Obviously when rebuilding a theme from scratch it’s probably easier/best to leave the general copyright notice for Roots in tact and implement the notices/attributions/license for your own code separately; unless of course the theme becomes predominantly your new code, in which case you should clearly state when something comes from Roots.

You should definitely change the attribution in app.less because CSS, along with images and JS does not automatically fall under the GPL, which WordPress PHP always does.

The likelihood of anyone being sued over a license abuse is pretty remote; the likelihood of anyone being caught out, named and shamed publicly is however much higher, so just try to be fair and you’ll probably be fine (although don’t consider this as legal advice!).

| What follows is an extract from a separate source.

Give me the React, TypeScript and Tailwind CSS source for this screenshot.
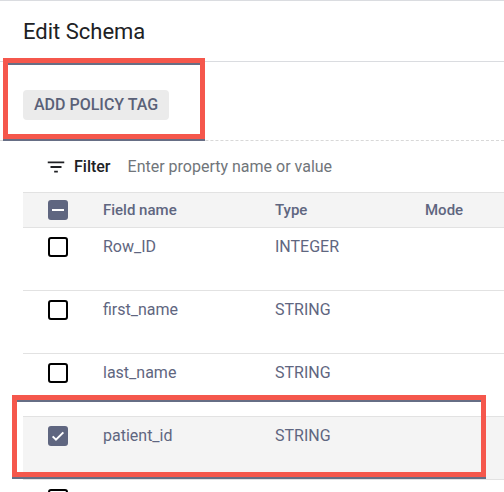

Thanks @Foxaii and @talves! It’s mostly clear now.

I’ll make sure that Roots is credited wherever it may seem ambiguous. I have also started adding a sentence to the description of the theme:

Based on version 6.5.0 of the wonderful <a href="http://roots.io">Roots starter theme</a>.

I’d like my clients to know that I am using a good base for their projects :slight_smile: The version number is there for my own sanity as I am likely to forget that little detail.

@enollo I am with you on that one. I always try to go out of my way to give the credit where it is due. With regards to Roots, it is more than due, that is for sure.